You may have heard that it’s a good idea to keep ipecac in your medicine cabinet in case your baby swallows anything he shouldn’t. Ipecac is a medication that induces vomiting, so it seems to make sense as a treatment in that case. Though doctors used to agree, newer research shows that you shouldn’t actually use ipecac when your child consumes something harmful. If you have it on hand, it’s best to throw it away. It’s a bad idea for a few reasons.

Studies show that in the time it takes for the ipecac to induce the vomiting, any poisonous liquid will have already been absorbed into your baby’s body. So, instead of rushing to get medical attention when your baby swallows something, you’ll be waiting for a solution that won’t actually help. Similarly, there are some poisonous chemicals that cause as much damage coming up as they did going down. Making your baby throw up something like bleach will only cause it to make contact with the esophagus yet again.

Additionally, you might accidentally make your baby throw up too much by giving him too much ipecac. Unless you’re a professional physician, you’re probably not entirely sure how much is too much. When you induce too much vomiting, your baby could quickly become dehydrated and the problem will get much worse.

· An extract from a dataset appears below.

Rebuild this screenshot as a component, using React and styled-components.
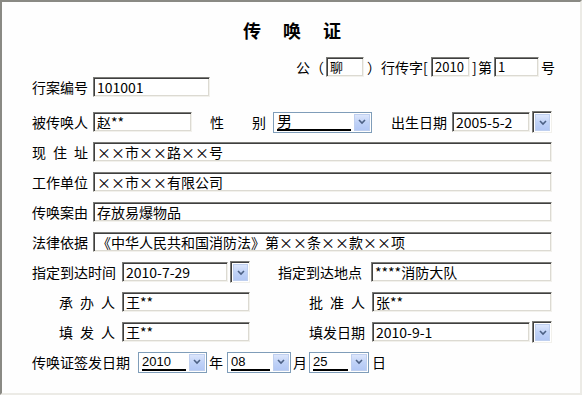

Finally, ipecac is never a good idea when your baby swallows something poisonous because it might interfere with proper treatment once you arrive at the hospital. Sometimes, doctors need the poison to still be present in the body to get it out easily.

No matter what your baby has swallowed, don’t reach for the ipecac. Instead, write down exactly how much was consumed and call your local poison control center. You should also consider bringing the bottle so that they can quickly identify the problem and the risks. Ipecac might only make the problem worse in a number of ways, so leave it to the professionals. The best way to solve the problem is to prevent it entirely. Baby-proof your home before the day of delivery to keep your toddler from finding the harmful chemicals in your home. While you’re putting locks on the medicine cabinets and cupboards, grab the ipecac and throw it away. If you read a book or website that suggests you use it when your baby swallows something, the source is probably outdated.